The Best Movie Ever | Crime Comedies

Crime comes hand in hand with certain types of behavior: secrecy, desperation, and good old-fashioned scheming. And although in real life most crime wouldn’t qualify as a laughing matter, those characteristics are the cornerstone of many of our greatest comedies. It only makes sense that some of our funniest films have been about lovable lawbreakers who bend the rules until they snap.

Also: Shane Black Talks ‘The Nice Guys,’ ‘The Predator’ and ‘Doc Savage’ (Interview)
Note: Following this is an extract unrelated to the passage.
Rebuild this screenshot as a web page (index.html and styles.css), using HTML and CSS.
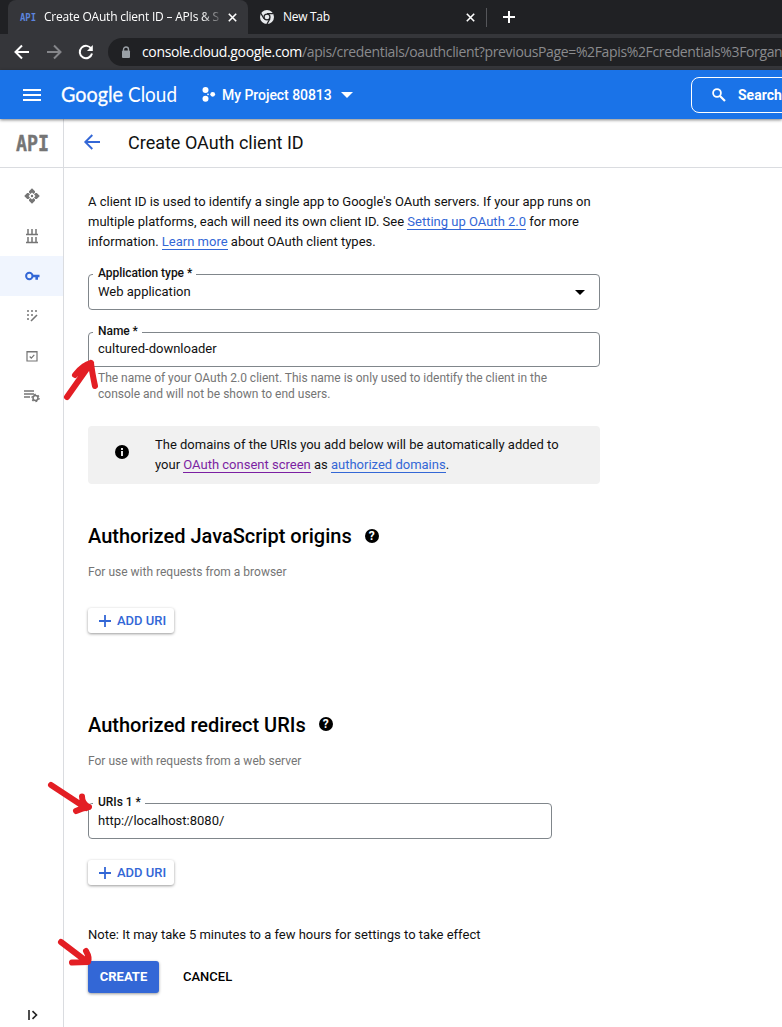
FILE: index.html
```html
<!DOCTYPE html>
<html lang="en">
<head>
<meta charset="utf-8">
<title>Create OAuth client ID – APIs &amp; Services</title>
<link rel="stylesheet" href="styles.css">
</head>
<body>
<div class="tabs">
  <div class="tab active">
    <svg class="favicon" width="16" height="14" viewBox="0 -1 16 14"><text x="0" y="9.5" textLength="16" lengthAdjust="spacingAndGlyphs">API</text></svg>
    <span class="tab-title">Create OAuth client ID – APIs &amp; S</span>
    <svg class="close" width="9" height="9" viewBox="0 0 9 9"><path d="M.8.8l7.4 7.4M8.2.8L.8 8.2"/></svg>
  </div>
  <div class="tab second">
    <svg width="14" height="14" viewBox="0 0 14 14"><circle cx="7" cy="7" r="7" fill="#e8eaed"/><circle cx="7" cy="7" r="3.6" fill="#202124"/><path d="M7 3.700h6.300M4 8.800L.9 3.400M10 8.800l-3.100 5.300" stroke="#202124" stroke-width="1.200"/><circle cx="7" cy="7" r="2.300" fill="#e8eaed"/></svg>
    <span class="tab-title">New Tab</span>
    <svg class="close" width="9" height="9" viewBox="0 0 9 9"><path d="M.8.8l7.4 7.4M8.2.8L.8 8.2"/></svg>
  </div>
  <span class="divider"></span>
  <svg class="newtab" width="12" height="12" viewBox="0 0 12 12"><path d="M6 0v12M0 6h12" stroke="#fff" stroke-width="2"/></svg>
</div>
<div class="toolbar">
  <svg class="nav-btn" width="16" height="16" viewBox="0 0 16 16"><path d="M15 8H2M8 1.5L1.5 8 8 14.5" stroke="#fff"/></svg>
  <svg class="nav-btn" width="16" height="16" viewBox="0 0 16 16"><path d="M1 8h13M8 1.5L14.5 8 8 14.5" stroke="#85868a"/></svg>
  <svg class="nav-btn" width="16" height="16" viewBox="0 0 16 16"><path d="M13.4 5A6.2 6.2 0 1 0 14 9.5" stroke="#fff"/><path d="M14.8 1v6H9z" fill="#fff"/></svg>
  <div class="omnibox">
    <svg width="10" height="13" viewBox="0 0 10 13"><path d="M2.5 5V3.5a2.5 2.5 0 0 1 5 0V5" fill="none" stroke="#9aa0a6" stroke-width="1.4"/><rect x="1" y="4.5" width="8" height="7.5" rx="1" fill="#9aa0a6"/></svg>
    <span class="url"><b>console.cloud.google.com</b><span>/apis/credentials/oauthclient?previousPage=%2Fapis%2Fcredentials%3Forgan</span></span>
  </div>
</div>
<header class="header">
  <svg class="menu" width="18" height="12" viewBox="0 0 18 12"><path d="M0 1h18M0 6h18M0 11h18" stroke="#fff" stroke-width="2"/></svg>
  <svg class="logo" width="118" height="30" viewBox="0 0 118 30"><text class="google" x="0" y="21.500" textLength="62" lengthAdjust="spacingAndGlyphs">Google</text><text x="67" y="21.500" textLength="49" lengthAdjust="spacingAndGlyphs">Cloud</text></svg>
  <svg class="project-icon" width="13" height="15" viewBox="0 0 13 15"><circle cx="3.500" cy="3" r="3"/><circle cx="3.500" cy="11.700" r="3"/><circle cx="10.700" cy="7.300" r="2.400"/><circle cx="6" cy="7.300" r=".9"/></svg>
  <span class="project">My Project 80813</span>
  <svg class="caret" width="12" height="6" viewBox="0 0 12 6"><path d="M0 0h12L6 6z" fill="#fff"/></svg>
  <div class="search">
    <svg width="14" height="14" viewBox="0 0 14 14"><circle cx="5" cy="5" r="3.900" fill="none" stroke="#fff" stroke-width="1.800"/><path d="M8 8l5 5" stroke="#fff" stroke-width="2.200"/></svg>
    <span>Search</span>
  </div>
</header>
<div class="body">
  <nav class="side">
    <div class="product"><svg width="32" height="22" viewBox="0 -2 32 22"><text x="0" y="17" textLength="33" lengthAdjust="spacingAndGlyphs">API</text></svg></div>
    <div class="items">
      <div class="item"><svg width="16" height="16" viewBox="0 0 16 16"><path d="M8 .2l3 3v1.300L9.500 6 8 4.500 6.500 6 5 4.500V3.200zM8 15.800l3-3v-1.300L9.500 10 8 11.500 6.500 10 5 11.500v1.300zM.2 8l3-3h1.300L6 6.500 4.500 8 6 9.500 4.500 11H3.200zM15.800 8l-3-3h-1.300L10 6.500 11.500 8 10 9.500l1.500 1.500h1.300z"/><circle cx="8" cy="8" r="1.200"/></svg></div>
      <div class="item"><svg width="14" height="16" viewBox="0 0 14 16"><path d="M1 6.500h12M1 14.500h12M3 1v5M7 1v5M11 1v5M3 9v5M7 9v5M11 9v5" stroke="#757575" stroke-width="1.500"/></svg></div>
      <div class="item selected"><svg width="15" height="10" viewBox="0 0 15 10"><circle cx="4.300" cy="5" r="3.200" fill="none" stroke="#3367d6" stroke-width="2"/><path d="M7.500 3.800H14.500v2.500H13v2.400h-2.600V6.300H7.500z" fill="#3367d6"/></svg></div>
      <div class="item"><svg width="12" height="12" viewBox="0 0 12 12"><path d="M1 1h2M5 1h2M9 1h2M1 5h2M5 5h2M1 9h2" stroke="#757575" stroke-width="1.700"/><path d="M5 11l6-6" stroke="#757575" stroke-width="1.600"/></svg></div>
      <div class="item"><svg width="12" height="12" viewBox="0 0 12 12"><path d="M1 1.500h10v9.500H1zM1 2h10" fill="none" stroke="#757575" stroke-width="1.200"/><path d="M3.700 6.500l1.600 1.600 3-3.200" fill="none" stroke="#757575" stroke-width="1.200"/></svg></div>
      <div class="item"><svg width="16" height="14" viewBox="0 0 16 14"><path d="M0 2h10M0 5h10M0 8h6" stroke="#757575" stroke-width="1.300"/><circle cx="11.500" cy="9" r="2.500" fill="none" stroke="#757575" stroke-width="1.500"/><circle cx="11.500" cy="9" r="3.600" fill="none" stroke="#757575" stroke-width="1.300" stroke-dasharray="1.800 1.970"/></svg></div>
    </div>
    <svg class="expand" width="10" height="10" viewBox="0 0 10 10"><path d="M1 0v10M4.500 1.200L8.500 5l-4 3.800" fill="none" stroke="#222" stroke-width="1.600"/></svg>
  </nav>
  <main class="main">
    <div class="title-bar">
      <svg width="16" height="16" viewBox="0 0 16 16"><path d="M16 7H1.500M8.300 0L1.300 7l7 7" fill="none" stroke="#3367d6" stroke-width="1.900"/></svg>
      <h1>Create OAuth client ID</h1>
    </div>
    <div class="content">
      <p class="intro">A client ID is used to identify a single app to Google's OAuth servers. If your app runs on<br>multiple platforms, each will need its own client ID. See <a>Setting up OAuth 2.0</a> for more<br>information. <a>Learn more</a> about OAuth client types.</p>
      <div class="field">
        <label>Application type *</label><span class="value">Web application</span>
        <svg width="10" height="5" viewBox="0 0 10 5"><path d="M0 0h10L5 5z"/></svg>
      </div>
      <div class="field name"><label>Name *</label><span class="value">cultured-downloader</span>
        <svg class="arrow a1" width="38" height="46" viewBox="0 0 38 46"><path d="M6 40L30 6M14 18Q22 8 30 6Q31 15 34 29"/></svg>
      </div>
      <p class="helper">The name of your OAuth 2.0 client. This name is only used to identify the client in the<br>console and will not be shown to end users.</p>
      <div class="notice">
        <svg width="14" height="14" viewBox="0 0 14 14"><circle cx="7" cy="7" r="7"/><path d="M7 3v2M7 6v5" stroke="#fff" stroke-width="1.800"/></svg>
        <p>The domains of the URIs you add below will be automatically added to<br>your <a class="visited">OAuth consent screen</a> as <a>authorized domains</a>.</p>
      </div>
      <h2>Authorized JavaScript origins <span class="help">?</span></h2>
      <p class="sub">For use with requests from a browser</p>
      <div class="add"><svg width="12" height="12" viewBox="0 0 12 12"><path d="M6 0v12M0 6h12" stroke="#3367d6" stroke-width="1.800"/></svg>ADD URI</div>
      <h2 class="redirect">Authorized redirect URIs <span class="help">?</span></h2>
      <p class="sub">For use with requests from a web server</p>
      <div class="field uri"><label>URIs 1 *</label><span class="value">http://localhost:8080/</span>
        <svg class="arrow a2" width="46" height="36" viewBox="0 0 46 36"><path d="M5 5L40 28M36 16.500Q36 24 43 27Q36 28 30 31"/></svg>
      </div>
      <div class="add"><svg width="12" height="12" viewBox="0 0 12 12"><path d="M6 0v12M0 6h12" stroke="#3367d6" stroke-width="1.800"/></svg>ADD URI</div>
      <p class="note">Note: It may take 5 minutes to a few hours for settings to take effect</p>
      <div class="actions">
        <div class="create">CREATE<svg class="arrow a3" width="38" height="32" viewBox="0 0 38 32"><path d="M6 6L31 25M31 15Q35 22 33 26Q25 26 17 26.500"/></svg></div>
        <div class="cancel">CANCEL</div>
      </div>
    </div>
  </main>
</div>
</body>
</html>
```
FILE: styles.css
```css
* { box-sizing: border-box; }
body { margin: 0; width: 782px; height: 1027px; overflow: hidden; background: #fff; color: #111; font: 13px/20px Roboto, sans-serif; display: flex; flex-direction: column; }
p, h1, h2 { margin: 0; }
svg { flex: none; display: block; overflow: visible; }
.tabs { height: 34px; flex: none; background: #202124; display: flex; align-items: center; padding-left: 8px; font-family: "Open Sans", "Noto Sans", sans-serif; font-size: 12px; color: #fff; }
.tab { height: 34px; display: flex; align-items: center; white-space: nowrap; }
.tab.active { width: 240px; background: #35363a; border-radius: 8px 8px 0 0; padding-left: 12px; }
.favicon text { font: bold 10px "DejaVu Sans Mono", monospace; fill: #5c85de; }
.tab-title { margin-left: 8px; letter-spacing: -.3px; }
.active .tab-title { width: 177px; overflow: hidden; letter-spacing: -.22px; -webkit-mask-image: linear-gradient(90deg, #000 158px, transparent 180px); mask-image: linear-gradient(90deg, #000 158px, transparent 180px); }
.close { stroke: #fff; stroke-width: 1.6; margin-left: auto; }
.active .close { margin-left: 7px; }
.second { width: 227px; padding-left: 12px; }
.second .tab-title { margin-left: 9px; }
.divider { width: 1px; height: 19px; background: #55565a; margin-left: 11px; }
.newtab { margin-left: 16px; }
.toolbar { height: 36px; flex: none; background: #35363a; display: flex; align-items: center; padding-left: 14px; gap: 16px; }
.nav-btn path { fill: none; stroke-width: 2; }
.nav-btn path[fill] { fill: #fff; }
.omnibox { flex: 1; min-width: 0; height: 28px; margin-left: -2px; background: #202124; border-radius: 14px 0 0 14px; display: flex; align-items: center; padding-left: 13px; gap: 11px; overflow: hidden; }
.url { font: 14px/20px "Open Sans", "Noto Sans", sans-serif; white-space: nowrap; color: #8a8b8e; letter-spacing: -.36px; }
.url b { font-weight: 400; color: #fff; }
.header { height: 49px; flex: none; background: #1a73e8; color: #fff; display: flex; align-items: center; padding-left: 23px; position: relative; box-shadow: 0 1px 3px rgba(0,0,0,.5); }
.logo { margin-left: 20px; }
.logo text { font: 21px Lato, sans-serif; fill: #fff; }
.logo .google { stroke: #fff; stroke-width: .3px; }
.project-icon { margin-left: 23px; fill: #fff; }
.project { font-size: 14px; font-weight: 500; margin-left: 7px; white-space: nowrap; letter-spacing: -.05px; }
.caret { margin-left: 9px; }
.search { width: 120px; height: 36px; border: 1px solid #fff; border-radius: 8px; margin-left: auto; margin-right: -29px; display: flex; align-items: center; padding-left: 20px; gap: 12px; font-size: 14px; font-weight: 700; }
.body { flex: 1; display: flex; min-height: 0; }
.side { width: 64px; border-right: 1px solid #dadce0; display: flex; flex-direction: column; }
.product { height: 49px; border-bottom: 1px solid #dadce0; display: flex; align-items: center; justify-content: center; padding-left: 1px; }
.product text { font: bold 22px "DejaVu Sans Mono", monospace; fill: #757575; stroke: #757575; stroke-width: .4px; }
.items { padding-top: 8px; }
.item { height: 40px; display: flex; align-items: center; justify-content: center; fill: #757575; }
.selected { background: #f0f5fe; padding-left: 1px; }
.expand { margin: auto 0 7px 28px; }
.main { flex: 1; min-width: 0; }
.title-bar { height: 49px; border-bottom: 1px solid #dadce0; display: flex; align-items: center; gap: 28px; padding-left: 20px; }
h1 { font-size: 18px; font-weight: 400; line-height: 24px; }
.content { padding: 24px 0 0 24px; white-space: nowrap; }
a { color: #3367d6; border-bottom: 1px solid #3367d6; }
a.visited { color: #7b1fa2; border-color: #7b1fa2; }
.field { width: 512px; height: 36px; border: 1px solid #80868b; border-radius: 4px; margin-top: 22px; position: relative; padding: 0 14px 0 9px; display: flex; align-items: center; justify-content: space-between; }
.field label { position: absolute; top: -12px; left: 4px; padding: 0 4px 0 5px; background: #fff; font-size: 12px; font-weight: 500; line-height: 20px; letter-spacing: -.05px; }
.name { height: 35px; padding-bottom: 2px; }
.helper { margin: 3px 0 0 10px; font-size: 12px; line-height: 16px; color: #757575; }
.notice { width: 512px; height: 58px; background: #f1f1f1; border-radius: 4px; margin-top: 24px; padding: 9px 0 0 27px; display: flex; gap: 26px; }
.notice svg { margin-top: 10px; }
h2 { margin-top: 38px; font-size: 20px; font-weight: 500; line-height: 28px; display: flex; align-items: center; gap: 13px; color: #000; }
.help { width: 14px; height: 14px; border-radius: 7px; background: #000; color: #fff; font-size: 12px; line-height: 15px; font-weight: 700; text-align: center; }
.sub { margin-top: 12px; font-size: 12px; color: #757575; }
.add { width: 86px; height: 25px; margin-top: 26px; border-radius: 3px; box-shadow: 0 1px 3px rgba(0,0,0,.4); display: flex; align-items: center; padding-left: 11px; gap: 6px; color: #3367d6; font-weight: 500; }
.redirect { margin-top: 78px; }
.redirect .help { margin-bottom: 2px; }
.uri { width: 464px; margin-top: 32px; }
.uri + .add { margin-top: 21px; }
.note { margin-top: 40px; }
.actions { display: flex; margin-top: 16px; height: 32px; line-height: 32px; font-weight: 500; }
.create { width: 71px; background: #3367d6; color: #fff; border-radius: 3px; text-align: center; position: relative; box-shadow: 0 1px 3px rgba(0,0,0,.4); font-weight: 700; }
.cancel { margin-left: 24px; color: #000; }
.arrow { position: absolute; overflow: visible; }
.arrow path { fill: none; stroke: #e31e24; stroke-width: 6; stroke-linecap: round; stroke-linejoin: round; }
.a1 { left: -28px; top: 24px; }
.a2 { left: -43px; top: -24px; }
.a3 { left: -33px; top: -25px; }
```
Shane Black’s new comedy The Nice Guys may be more of a “private detective” comedy than a crime comedy, but why split hairs? This is as good a time as any for The Best Movie Ever to finally tackle the genre. We asked our critics – Crave’s William Bibbiani and Witney Seibold, and Collider’s Brian Formo – to each pick only one crime comedy that they think qualifies as the genre’s very best, and usual they can’t agree on a thing.

Check out the hilarious movies they picked, and come back next Wednesday for another all-new, highly debatable installment of The Best Movie Ever!

 

Brian Formo’s Pick: Monsieur Verdoux (1947)

Janus Films

Monsieur Verdoux is Charlie Chaplin’s most criminally underseen movie. The public didn’t rush to see the Tramp as a serial married man and serial murderer. By the time the silent film came about the audiences stopped supporting the world’s biggest star. But he kept on making great movies and Verdoux was his final masterpiece.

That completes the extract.